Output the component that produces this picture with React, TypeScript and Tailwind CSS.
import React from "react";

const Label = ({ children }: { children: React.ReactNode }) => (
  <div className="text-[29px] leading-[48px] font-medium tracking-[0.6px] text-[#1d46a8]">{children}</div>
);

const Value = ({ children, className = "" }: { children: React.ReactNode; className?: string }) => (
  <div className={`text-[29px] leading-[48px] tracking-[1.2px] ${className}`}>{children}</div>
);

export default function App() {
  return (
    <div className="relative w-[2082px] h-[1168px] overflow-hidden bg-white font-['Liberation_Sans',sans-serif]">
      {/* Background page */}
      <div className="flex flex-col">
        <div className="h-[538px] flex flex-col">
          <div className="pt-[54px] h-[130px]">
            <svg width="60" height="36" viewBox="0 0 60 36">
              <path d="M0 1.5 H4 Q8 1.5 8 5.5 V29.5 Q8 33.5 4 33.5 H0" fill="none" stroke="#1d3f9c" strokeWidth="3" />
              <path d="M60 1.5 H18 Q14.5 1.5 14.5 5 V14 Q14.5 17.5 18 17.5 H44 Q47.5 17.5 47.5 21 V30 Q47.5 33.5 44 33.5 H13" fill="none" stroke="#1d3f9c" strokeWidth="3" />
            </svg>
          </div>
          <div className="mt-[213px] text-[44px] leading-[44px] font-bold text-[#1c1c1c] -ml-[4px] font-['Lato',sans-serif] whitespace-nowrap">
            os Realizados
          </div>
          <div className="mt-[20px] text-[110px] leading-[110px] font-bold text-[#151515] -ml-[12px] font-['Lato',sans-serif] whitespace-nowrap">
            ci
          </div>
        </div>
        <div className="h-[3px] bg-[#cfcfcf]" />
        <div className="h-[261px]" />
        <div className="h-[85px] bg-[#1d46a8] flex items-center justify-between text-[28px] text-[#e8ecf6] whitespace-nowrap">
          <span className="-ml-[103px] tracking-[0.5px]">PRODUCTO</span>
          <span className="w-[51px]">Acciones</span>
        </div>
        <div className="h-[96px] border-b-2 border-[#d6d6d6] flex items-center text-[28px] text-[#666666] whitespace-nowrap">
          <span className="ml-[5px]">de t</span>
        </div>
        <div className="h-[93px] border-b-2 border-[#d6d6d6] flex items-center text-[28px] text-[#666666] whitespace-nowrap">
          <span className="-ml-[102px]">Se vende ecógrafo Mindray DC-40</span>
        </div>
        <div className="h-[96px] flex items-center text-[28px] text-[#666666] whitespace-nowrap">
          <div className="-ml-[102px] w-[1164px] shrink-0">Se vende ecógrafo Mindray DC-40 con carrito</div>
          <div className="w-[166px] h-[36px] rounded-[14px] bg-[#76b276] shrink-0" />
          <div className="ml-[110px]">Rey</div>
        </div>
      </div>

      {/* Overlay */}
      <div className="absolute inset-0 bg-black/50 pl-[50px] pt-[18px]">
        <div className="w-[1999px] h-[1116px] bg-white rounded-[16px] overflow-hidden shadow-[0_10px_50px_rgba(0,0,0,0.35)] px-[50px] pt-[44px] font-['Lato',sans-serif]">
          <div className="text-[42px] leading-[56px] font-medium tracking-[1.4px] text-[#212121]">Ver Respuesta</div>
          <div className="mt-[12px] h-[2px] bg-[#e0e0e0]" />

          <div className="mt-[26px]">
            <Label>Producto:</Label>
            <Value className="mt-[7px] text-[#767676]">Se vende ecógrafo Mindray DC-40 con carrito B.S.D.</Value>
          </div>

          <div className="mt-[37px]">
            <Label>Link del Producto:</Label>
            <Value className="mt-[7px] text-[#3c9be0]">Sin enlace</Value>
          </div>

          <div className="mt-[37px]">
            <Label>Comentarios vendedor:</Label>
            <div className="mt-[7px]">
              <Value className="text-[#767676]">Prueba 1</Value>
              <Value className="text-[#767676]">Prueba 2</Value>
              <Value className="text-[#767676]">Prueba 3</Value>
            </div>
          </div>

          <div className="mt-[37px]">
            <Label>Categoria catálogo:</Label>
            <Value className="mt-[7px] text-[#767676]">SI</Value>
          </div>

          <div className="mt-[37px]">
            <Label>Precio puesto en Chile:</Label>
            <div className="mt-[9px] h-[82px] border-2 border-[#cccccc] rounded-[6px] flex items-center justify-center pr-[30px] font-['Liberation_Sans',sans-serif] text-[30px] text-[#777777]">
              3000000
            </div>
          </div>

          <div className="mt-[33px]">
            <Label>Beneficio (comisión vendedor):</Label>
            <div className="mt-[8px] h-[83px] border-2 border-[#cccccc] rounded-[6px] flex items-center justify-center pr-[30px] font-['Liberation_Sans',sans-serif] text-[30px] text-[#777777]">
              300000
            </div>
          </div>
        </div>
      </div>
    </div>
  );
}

------------------------------

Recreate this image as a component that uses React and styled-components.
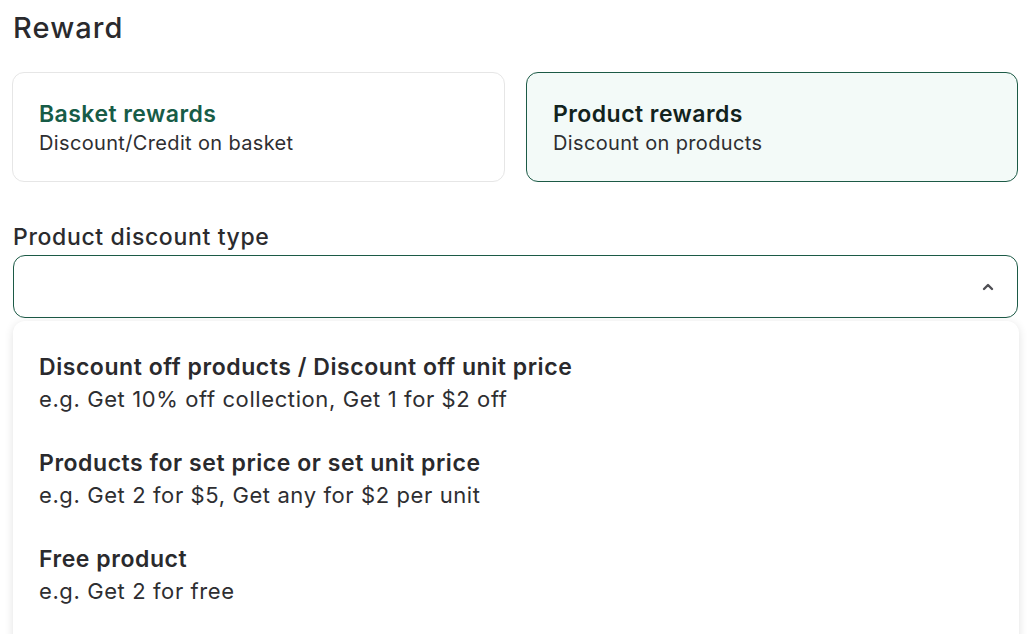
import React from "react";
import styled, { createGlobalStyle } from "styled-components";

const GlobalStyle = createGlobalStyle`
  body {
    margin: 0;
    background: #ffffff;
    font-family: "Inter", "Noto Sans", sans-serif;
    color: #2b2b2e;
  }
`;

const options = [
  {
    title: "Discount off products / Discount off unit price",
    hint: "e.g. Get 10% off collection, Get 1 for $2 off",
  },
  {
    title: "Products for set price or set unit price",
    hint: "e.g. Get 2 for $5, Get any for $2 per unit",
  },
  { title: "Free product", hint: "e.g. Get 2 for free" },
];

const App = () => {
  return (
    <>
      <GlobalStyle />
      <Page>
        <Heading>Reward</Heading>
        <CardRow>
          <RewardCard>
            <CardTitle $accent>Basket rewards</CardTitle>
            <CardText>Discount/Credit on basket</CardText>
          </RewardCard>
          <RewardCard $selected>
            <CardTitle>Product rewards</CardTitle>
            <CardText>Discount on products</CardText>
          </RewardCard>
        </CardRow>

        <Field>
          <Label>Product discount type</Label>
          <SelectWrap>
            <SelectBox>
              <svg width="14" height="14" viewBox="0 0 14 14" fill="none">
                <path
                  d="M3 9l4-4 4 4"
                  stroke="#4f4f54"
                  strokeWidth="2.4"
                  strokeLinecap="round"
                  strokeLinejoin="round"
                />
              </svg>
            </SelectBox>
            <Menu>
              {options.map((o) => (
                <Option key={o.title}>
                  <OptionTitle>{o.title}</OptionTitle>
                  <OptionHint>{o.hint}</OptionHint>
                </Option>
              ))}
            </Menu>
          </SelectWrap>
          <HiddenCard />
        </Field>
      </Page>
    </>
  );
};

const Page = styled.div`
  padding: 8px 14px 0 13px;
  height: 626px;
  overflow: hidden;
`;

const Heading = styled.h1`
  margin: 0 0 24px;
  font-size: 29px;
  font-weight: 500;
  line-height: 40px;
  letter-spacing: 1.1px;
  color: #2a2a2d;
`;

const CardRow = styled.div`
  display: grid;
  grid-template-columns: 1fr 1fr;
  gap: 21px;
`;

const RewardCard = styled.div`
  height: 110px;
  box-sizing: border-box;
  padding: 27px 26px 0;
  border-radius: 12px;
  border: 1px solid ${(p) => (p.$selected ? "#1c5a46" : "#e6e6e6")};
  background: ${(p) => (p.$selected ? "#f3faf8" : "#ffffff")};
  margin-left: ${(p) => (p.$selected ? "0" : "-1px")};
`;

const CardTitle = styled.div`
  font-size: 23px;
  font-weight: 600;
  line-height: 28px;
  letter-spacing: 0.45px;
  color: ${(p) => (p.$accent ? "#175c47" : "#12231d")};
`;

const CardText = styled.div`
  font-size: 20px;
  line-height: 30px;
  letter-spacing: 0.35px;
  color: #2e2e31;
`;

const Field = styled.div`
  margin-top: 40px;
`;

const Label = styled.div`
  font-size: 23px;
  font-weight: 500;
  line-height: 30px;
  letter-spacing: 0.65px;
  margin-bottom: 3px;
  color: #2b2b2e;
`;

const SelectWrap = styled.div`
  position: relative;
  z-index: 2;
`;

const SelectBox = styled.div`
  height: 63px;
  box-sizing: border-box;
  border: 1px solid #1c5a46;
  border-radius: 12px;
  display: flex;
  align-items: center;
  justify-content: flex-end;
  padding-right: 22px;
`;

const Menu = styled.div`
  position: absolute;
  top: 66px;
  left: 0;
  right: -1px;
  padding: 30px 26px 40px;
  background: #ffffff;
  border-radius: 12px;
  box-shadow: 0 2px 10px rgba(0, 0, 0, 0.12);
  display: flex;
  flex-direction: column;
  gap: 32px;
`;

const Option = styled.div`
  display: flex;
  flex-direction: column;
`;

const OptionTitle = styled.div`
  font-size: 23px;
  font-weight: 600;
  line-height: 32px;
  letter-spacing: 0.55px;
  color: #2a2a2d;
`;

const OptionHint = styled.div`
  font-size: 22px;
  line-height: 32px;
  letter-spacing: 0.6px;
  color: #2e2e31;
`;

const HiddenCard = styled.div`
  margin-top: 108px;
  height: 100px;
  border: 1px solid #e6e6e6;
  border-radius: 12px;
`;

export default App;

------------------------------

→ The task
Only the count is wanted: report how many lines of the material above hold the word "components".

→ Exercise result
2